Lebih dari itu, dalam Orom Sasadu selalu tersaji nasi kembar atau e o jala. Nasi kembar ini dibuat orang-orang Jailolo ketika agama mulai memasuki wilayah tersebut sekitar tahun 1500. Umumnya, di wilayah pedalaman, warga Jailolo memeluk Nasrani, sementara itu di pesisir banyak yang dipengaruhi Kesultanan Ternate yang memeluk agama islam.
Menurut Kepala Adat Suku Sahu Desa Tahomo, ochlottoh leluhur Suku Sahu memeluk kedua agama tersebut. Untuk itu, nasi kembar juga jadi simbol betapa kuatnya persaudaraan yang melintasi dua agama tersebut.
Tarian Legu Salai
Tarian ini merupakan salah satu tarian tradisional Halmahera Barat untuk menyambut tamu kesultanan atau saat merayakan pesta syukuran atas panen padi. Tarian Legu Salai biasanya ditarikan beberapa lelaki, kira-kira tiga sampai tujuh orang, dan mereka memakai payung yang artinya melindungi . Ini juga berarti menujukkan semangat kerja yang tinggi kepada perempuan.
Tarian Salai atau perempuan merupakan simbol dari ungkapan kegembiraan karena sang putri yang jumlahnya empat menerima pakaian dari sultan. Jumlahnya empat karena melambangkan empat kesultanan Ternate yaitu Jailolo, Bacan, Tidore, dan Ternate.
Tarian diiringi dengan pukulan Tifa. Tahapan pertama disebut Kore-kore yang menandakan dimulainya tarian. Kemudian Ado-ado yang mana pukulan Tifa mulai berubah ditandai penari melakukan memutar payung dan mengipaskan jubahnya. Tahapan ketiga ada Silalar. Pada tahapan ini ritme pukulan Tifa semakin cepat begitu juga dengan tarian yang semakin cepat menyesuaikan Tifa.
Sajian menu tradisional Jailolo
Selain e a jala, kami disajikan beberapa sajian tradisional khas Jailolo, yaitu:
1. e a jala (nasi kembar)
2. e a to’u (nasi bambu biasa)
3. nyao kapo (ikan masak kering)
4. nyao sananga (ikan goreng)
5. jijidu / bia (kerang rica)
6. dabudabu sidudu igon (sambal)
7. papeda ( bubur sagu)
8. dabuolaola (sayur lilin kuah santan)
9. sayur bunga pepaya
10. o’e ja’du (saguer)
11. acar kuning
Favorit saya adalah kerang atau Bia yang dimasak rica, ikan goreng, dan acar kuning. Saya juga tak bosan dengan sajian sayur lilin masak santan. Rasanya suka sekali dengan tekstur Terubuk atau sayur lilin.

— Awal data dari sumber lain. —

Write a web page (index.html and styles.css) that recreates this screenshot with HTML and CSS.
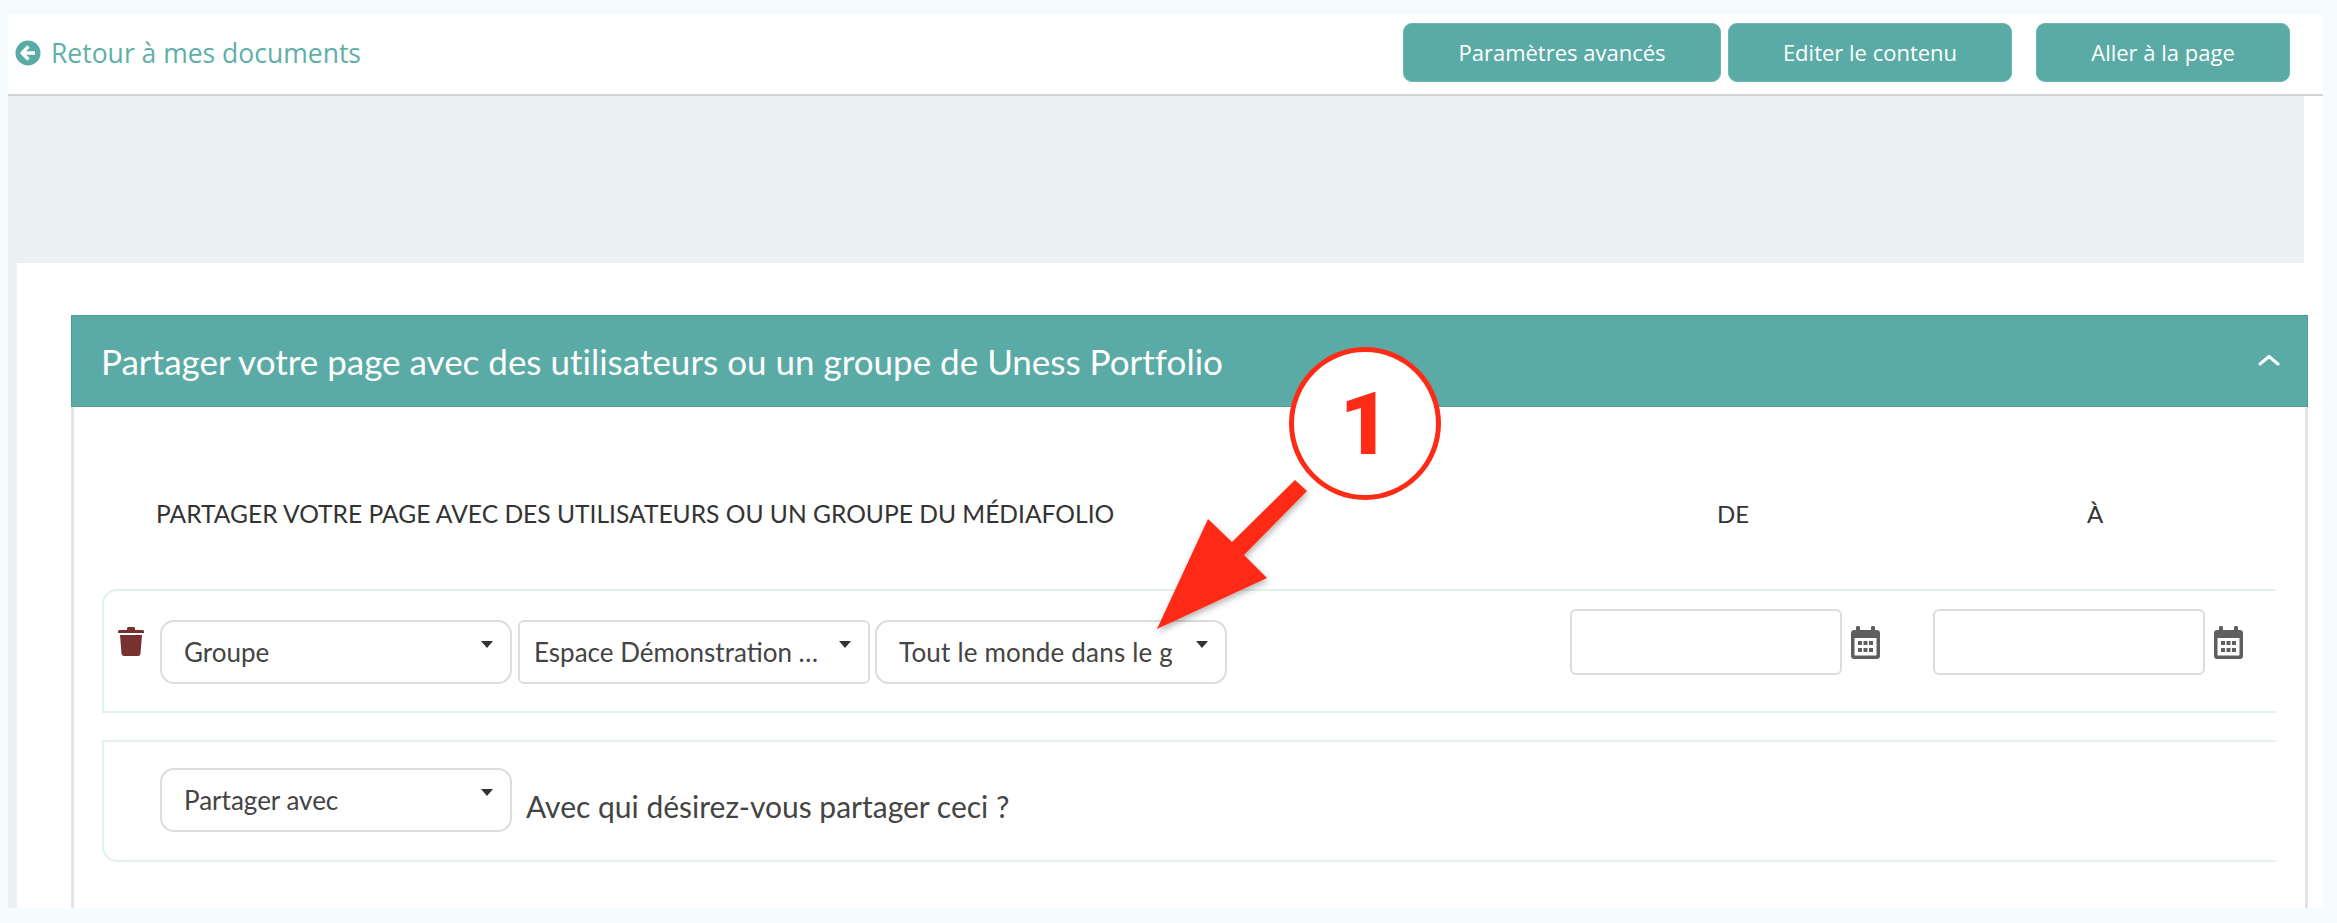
FILE: index.html
```html
<!DOCTYPE html>
<html lang="fr">
<head>
    <meta charset="UTF-8">
    <meta name="viewport" content="width=device-width, initial-scale=1.0">
    <title>Partager votre page</title>
    <link rel="stylesheet" href="styles.css">
</head>
<body>
    <div class="frame">
        <div class="topbar">
            <a class="back-link" href="#">
                <svg class="back-icon" viewBox="0 0 26 26">
                    <circle cx="13" cy="13" r="12.5" fill="#5aaba5"/>
                    <path d="M13.5 6.5 7 13l6.5 6.5M7.5 13H20" fill="none" stroke="#fff" stroke-width="3.4" stroke-linejoin="round"/>
                </svg>
                Retour à mes documents
            </a>
            <div class="actions">
                <button class="btn btn-params">Paramètres avancés</button>
                <button class="btn btn-edit">Editer le contenu</button>
                <button class="btn btn-goto">Aller à la page</button>
            </div>
        </div>

        <div class="banner"></div>

        <div class="content">
            <div class="panel">
                <div class="panel-head">
                    <span>Partager votre page avec des utilisateurs ou un groupe de Uness Portfolio</span>
                    <svg class="chevron" viewBox="0 0 22 12">
                        <path d="M2 10 11 2.500l9 7.500" fill="none" stroke="#fff" stroke-width="3" stroke-linecap="round" stroke-linejoin="round"/>
                    </svg>
                </div>

                <div class="panel-body">
                    <div class="col-heads">
                        <div class="col-main">PARTAGER VOTRE PAGE AVEC DES UTILISATEURS OU UN GROUPE DU MÉDIAFOLIO</div>
                        <div class="col-date">DE</div>
                        <div class="col-date">À</div>
                    </div>

                    <div class="share-row row-first">
                        <svg class="trash" viewBox="0 0 26 30">
                            <path d="M9 2.500c0-1 .8-1.500 1.500-1.500h5c.7 0 1.500.5 1.500 1.500V4h7.500c.8 0 1.500.7 1.500 1.500V7H0V5.500C0 4.700.7 4 1.500 4H9zM2 9h22l-1.500 18.500c-.1 1.300-1 2.500-2.500 2.500H6c-1.500 0-2.400-1.200-2.500-2.500z" fill="#78312f"/>
                        </svg>
                        <div class="select select-first"><span class="select-text">Groupe</span></div>
                        <div class="select select-square"><span class="select-text">Espace Démonstration …</span></div>
                        <div class="select"><span class="select-text select-clip">Tout le monde dans le groupe</span></div>

                        <div class="date-wrap date-from">
                            <input class="date-input" type="text">
                            <svg class="cal" viewBox="0 0 29 33">
                                <path d="M5 4V1.500C5 .7 5.700 0 6.500 0h1C8.300 0 9 .7 9 1.500V4h11V1.500c0-.8.7-1.500 1.500-1.500h1c.8 0 1.500.7 1.500 1.500V4h2c1.700 0 3 1.300 3 3v23c0 1.700-1.300 3-3 3H3c-1.700 0-3-1.300-3-3V7c0-1.700 1.300-3 3-3zM3.500 12v17c0 .3.200.5.500.5h21c.3 0 .5-.2.500-.5V12z" fill="#5f5f5f"/>
                                <path d="M7 15h4v4H7zM12.500 15h4v4h-4zM18 15h4v4h-4zM7 22h4v4H7zM12.500 22h4v4h-4zM18 22h4v4h-4z" fill="#5f5f5f"/>
                            </svg>
                        </div>
                        <div class="date-wrap date-to">
                            <input class="date-input" type="text">
                            <svg class="cal" viewBox="0 0 29 33">
                                <path d="M5 4V1.500C5 .7 5.700 0 6.500 0h1C8.300 0 9 .7 9 1.500V4h11V1.500c0-.8.7-1.500 1.500-1.500h1c.8 0 1.500.7 1.500 1.500V4h2c1.700 0 3 1.300 3 3v23c0 1.700-1.300 3-3 3H3c-1.700 0-3-1.300-3-3V7c0-1.700 1.300-3 3-3zM3.500 12v17c0 .3.200.5.500.5h21c.3 0 .5-.2.500-.5V12z" fill="#5f5f5f"/>
                                <path d="M7 15h4v4H7zM12.500 15h4v4h-4zM18 15h4v4h-4zM7 22h4v4H7zM12.500 22h4v4h-4zM18 22h4v4h-4z" fill="#5f5f5f"/>
                            </svg>
                        </div>
                    </div>

                    <div class="share-row row-second">
                        <div class="select select-first"><span class="select-text">Partager avec</span></div>
                        <span class="share-hint">Avec qui désirez-vous partager ceci ?</span>
                    </div>
                </div>
            </div>
        </div>
    </div>

    <!-- annotation posee sur la capture -->
    <div class="callout">
        <span class="callout-num">1</span>
    </div>
    <svg class="callout-arrow" viewBox="0 0 170 170">
        <defs>
            <filter id="arrowShadow" x="-20%" y="-20%" width="140%" height="140%">
                <feDropShadow dx="1" dy="3" stdDeviation="3" flood-color="#000" flood-opacity="0.3"/>
            </filter>
        </defs>
        <path d="M140 1 152 12 89 76 112 99 2 150 53 40 77 63z" fill="#fe2b17" filter="url(#arrowShadow)"/>
    </svg>
</body>
</html>
```

FILE: styles.css
```css
* {
    box-sizing: border-box;
}
html, body {
    height: 100%;
}
body {
    margin: 0;
    padding: 15px 14px 15px 8px;
    background-color: #f6fbfe;
    font-family: "Open Sans", Arial, sans-serif;
    color: #444;
    overflow: hidden;
}
.frame {
    height: 893px;
    background: white;
}

/* barre du haut */
.topbar {
    display: flex;
    justify-content: space-between;
    height: 81px;
    padding: 8px 33px 0 7px;
    border-bottom: 2px solid #d1d3d4;
}
.back-link {
    display: flex;
    align-items: center;
    height: 50px;
    margin-top: 5px;
    font-size: 26.500px;
    color: #5fafa9;
    text-decoration: none;
}
.back-icon {
    width: 26px;
    height: 26px;
    margin-right: 10px;
}
.actions {
    display: flex;
}
.btn {
    height: 59px;
    padding: 0 0 2px;
    border: 1px solid #6db5af;
    border-radius: 9px;
    background-color: #5aaba5;
    color: white;
    font-family: "Open Sans", Arial, sans-serif;
    font-size: 22px;
}
.btn-params {
    width: 318px;
    margin-right: 7px;
}
.btn-edit {
    width: 284px;
    margin-right: 24px;
}
.btn-goto {
    width: 254px;
}

.banner {
    height: 167px;
    margin-right: 19px;
    background-color: #ebf0f3;
}

/* contenu */
.content {
    height: 645px;
    padding: 52px 15px 0 54px;
    border-left: 9px solid #ebf0f3;
    background: white;
}
.panel {
    height: 593px;
    border-left: 3px solid #e3e4e4;
    border-right: 3px solid #e3e4e4;
}
.panel-head {
    display: flex;
    justify-content: space-between;
    align-items: center;
    height: 92px;
    margin: 0 -3px;
    padding: 0 27px 0 29px;
    border: 1px solid #4f9f99;
    background-color: #5aaba5;
    color: white;
    font-family: Lato, Arial, sans-serif;
    font-size: 35px;
    font-variant-ligatures: none;
}
.chevron {
    width: 22px;
    height: 12px;
    margin-bottom: 3px;
}
.panel-body {
    padding: 0 29px 0 28px;
    font-family: Lato, Arial, sans-serif;
}
.col-heads {
    display: flex;
    align-items: center;
    height: 182px;
    padding-top: 31px;
    color: #333;
    font-size: 24px;
}
.col-main {
    flex: none;
    width: 1450px;
    padding-left: 54px;
    font-size: 24.600px;
}
.col-date {
    flex: none;
    width: 362px;
    text-align: center;
}

.share-row {
    display: flex;
    border: 2px solid #e0f1ee;
    border-right: none;
}
.row-first {
    height: 124px;
    padding-top: 29px;
    border-radius: 15px 0 0 0;
}
.row-second {
    height: 122px;
    margin-top: 27px;
    padding-top: 26px;
    border-radius: 0 0 0 15px;
}
.trash {
    flex: none;
    width: 26px;
    height: 30px;
    margin: 6px 0 0 14px;
}
.select {
    position: relative;
    display: flex;
    align-items: center;
    flex: none;
    width: 352px;
    height: 64px;
    margin-left: 5px;
    padding-left: 22px;
    border: 2px solid #dcdcdc;
    border-radius: 14px;
    background: white;
    font-size: 26px;
    color: #444;
}
.select::after {
    content: "";
    position: absolute;
    top: 19px;
    right: 17px;
    border-top: 7px solid #333;
    border-left: 6px solid transparent;
    border-right: 6px solid transparent;
}
.row-first .select-first {
    margin-left: 16px;
    margin-right: 1px;
}
.row-second .select-first {
    margin-left: 56px;
}
.select-square {
    padding-left: 14px;
    border-radius: 6px;
}
.select-text {
    white-space: nowrap;
}
.select-clip {
    display: block;
    width: 273px;
    letter-spacing: 0.2px;
    overflow: hidden;
}
.date-wrap {
    display: flex;
    align-items: flex-start;
    flex: none;
    margin-top: -11px;
}
.date-from {
    margin-left: 343px;
}
.date-to {
    margin-left: 53px;
}
.date-input {
    width: 272px;
    height: 66px;
    border: 2px solid #dcdcdc;
    border-radius: 6px;
    background: white;
}
.cal {
    width: 29px;
    height: 33px;
    margin: 17px 0 0 9px;
}
.share-hint {
    margin: 20px 0 0 14px;
    font-size: 30px;
    color: #444;
}

/* annotation */
.callout {
    position: absolute;
    left: 1289px;
    top: 347px;
    width: 152px;
    height: 153px;
    display: flex;
    justify-content: center;
    align-items: center;
    border: 5px solid #fe2b17;
    border-radius: 50%;
    background: white;
}
.callout-num {
    font-family: Roboto, Arial, sans-serif;
    font-size: 88px;
    font-weight: 900;
    line-height: 1;
    color: #fe2b17;
}
.callout-arrow {
    position: absolute;
    left: 1155px;
    top: 479px;
    width: 170px;
    height: 170px;
}
```
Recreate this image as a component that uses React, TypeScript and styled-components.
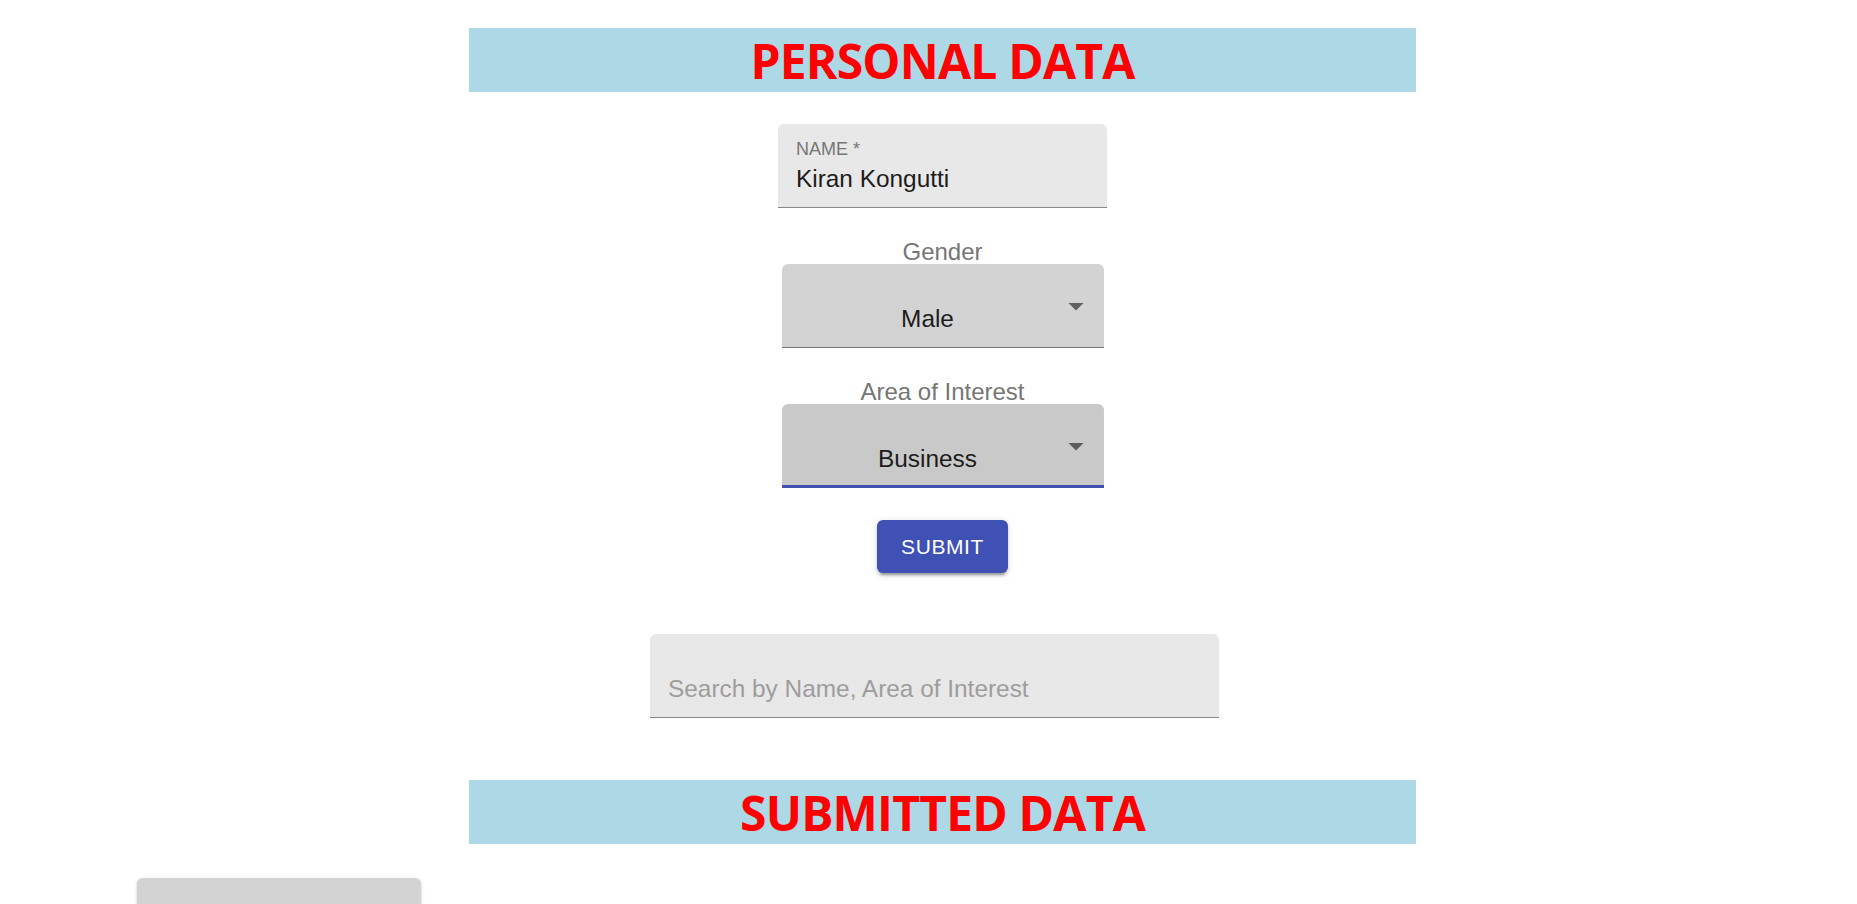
import React from "react";
import styled, { createGlobalStyle } from "styled-components";

const GlobalStyle = createGlobalStyle`
  html, body {
    margin: 0;
    padding: 0;
    overflow: hidden;
    background: #ffffff;
  }
  body {
    font-family: "Liberation Sans", Arial, sans-serif;
  }
`;

const Page = styled.div`
  width: 1857px;
  height: 904px;
  box-sizing: border-box;
  padding: 28px 0 0 28px;
  display: flex;
  flex-direction: column;
  overflow: hidden;
`;

const SectionHeader = styled.h1<{ $top?: number }>`
  align-self: center;
  width: 947px;
  height: 64px;
  margin: ${(p) => p.$top ?? 0}px 0 0 0;
  background: #add8e6;
  color: #ff0000;
  font-family: "Open Sans", "Noto Sans", sans-serif;
  font-weight: 700;
  font-size: 48px;
  line-height: 66px;
  text-align: center;
  letter-spacing: -0.8px;
`;

const Form = styled.form`
  display: flex;
  flex-direction: column;
  align-items: center;
  margin-top: 32px;
`;

const FilledField = styled.div<{ $width: number; $right?: number }>`
  width: ${(p) => p.$width}px;
  height: 84px;
  box-sizing: border-box;
  margin-right: ${(p) => p.$right ?? 0}px;
  padding: 0 18px;
  background: #e8e8e8;
  border-radius: 6px 6px 0 0;
  border-bottom: 1.5px solid rgba(0, 0, 0, 0.42);
  display: flex;
  flex-direction: column;
`;

const FieldLabel = styled.div`
  margin-top: 15px;
  font-size: 18px;
  line-height: 20px;
  color: #777777;
  text-transform: uppercase;
`;

const FieldValue = styled.div<{ $placeholder?: boolean; $gap?: number }>`
  margin-top: ${(p) => p.$gap ?? 6}px;
  font-size: 24.4px;
  line-height: 28px;
  color: ${(p) => (p.$placeholder ? "#9d9d9d" : "#1c1c1c")};
  white-space: nowrap;
`;

const SelectLabel = styled.div`
  margin: 34px 0 2px;
  font-size: 24px;
  line-height: 20px;
  height: 20px;
  color: #767676;
  text-align: center;
`;

const SelectBox = styled.div<{ $focused?: boolean }>`
  position: relative;
  width: 322px;
  height: 84px;
  box-sizing: border-box;
  padding: 41px 48px 0 18px;
  background: ${(p) => (p.$focused ? "#c9c9c9" : "#d3d3d3")};
  border-radius: 6px 6px 0 0;
  border-bottom: ${(p) =>
    p.$focused ? "3px solid #3f51b5" : "1.5px solid rgba(0, 0, 0, 0.42)"};
`;

const SelectValue = styled.div`
  font-size: 24.4px;
  line-height: 28px;
  color: #1c1c1c;
  text-align: center;
`;

const ArrowIcon = styled.svg`
  position: absolute;
  right: 10px;
  top: 24px;
  width: 36px;
  height: 36px;
  fill: rgba(0, 0, 0, 0.54);
`;

const SubmitButton = styled.button`
  margin-top: 32px;
  width: 131px;
  height: 53px;
  border: none;
  border-radius: 6px;
  background: #3f51b5;
  color: #ffffff;
  font-family: "Liberation Sans", Arial, sans-serif;
  font-size: 21px;
  letter-spacing: 0.6px;
  text-transform: uppercase;
  box-shadow: 0 4.5px 1.5px -3px rgba(0, 0, 0, 0.2),
    0 3px 3px 0 rgba(0, 0, 0, 0.14), 0 1.5px 7.5px 0 rgba(0, 0, 0, 0.12);
  cursor: pointer;
`;

const SearchRow = styled.div`
  display: flex;
  justify-content: center;
  margin-top: 61px;
`;

const CardGrid = styled.div`
  display: grid;
  grid-template-columns: repeat(4, 284px);
  gap: 40px;
  margin-top: 34px;
  padding-left: 109px;
`;

const DataCard = styled.div`
  height: 200px;
  background: #d3d3d3;
  border-radius: 6px;
  box-shadow: 0 3px 1.5px -1.5px rgba(0, 0, 0, 0.2),
    0 1.5px 1.5px 0 rgba(0, 0, 0, 0.14), 0 1.5px 4.5px 0 rgba(0, 0, 0, 0.12);
`;

const Arrow = () => (
  <ArrowIcon viewBox="0 0 24 24">
    <path d="M7 10l5 5 5-5z" />
  </ArrowIcon>
);

export default function App() {
  return (
    <>
      <GlobalStyle />
      <Page>
        <SectionHeader>PERSONAL DATA</SectionHeader>
        <Form onSubmit={(e) => e.preventDefault()}>
          <FilledField $width={329}>
            <FieldLabel>Name *</FieldLabel>
            <FieldValue>Kiran Kongutti</FieldValue>
          </FilledField>
          <SelectLabel>Gender</SelectLabel>
          <SelectBox>
            <SelectValue>Male</SelectValue>
            <Arrow />
          </SelectBox>
          <SelectLabel>Area of Interest</SelectLabel>
          <SelectBox $focused>
            <SelectValue>Business</SelectValue>
            <Arrow />
          </SelectBox>
          <SubmitButton type="submit">Submit</SubmitButton>
        </Form>
        <SearchRow>
          <FilledField $width={569} $right={16}>
            <FieldValue $placeholder $gap={41}>
              Search by Name, Area of Interest
            </FieldValue>
          </FilledField>
        </SearchRow>
        <SectionHeader $top={62}>SUBMITTED DATA</SectionHeader>
        <CardGrid>
          <DataCard />
        </CardGrid>
      </Page>
    </>
  );
}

Suasana makan makin seru karena kami berbaur di empat meja panjang bersama warga setempat. Di tiap meja disediakan Sula, mangkok terbuat dari pelepah pohon sagu yang dilipat menyerupai mangkuk makanan. Ujung dan pangkalnya diikat menggunakan tali yang terbuat dari rotan atau kulit bambu. Biasanya Sula ini digunakan sebagai tempat atau wadah untuk menampung hasil bumi yang sudah dihaluskan seperti tepung sagu dan padi.
Layaknya mendatangi undangan resmi, para Ibu memakai kain dan kebaya khas mereka, dengan rambut disanggul dan memakai hiasan kepala dari benang wool berwarna cerah. Bagi mereka, pantang memakai hiasan wool dengan warna-warna hitam dan abu di acara syukuran seperi Orom Sasadu. Semua wajah bahagia, makan dan menari gembira.
Saya pun turut gembira, telah disambut bak keluarga di Orom Sasadu.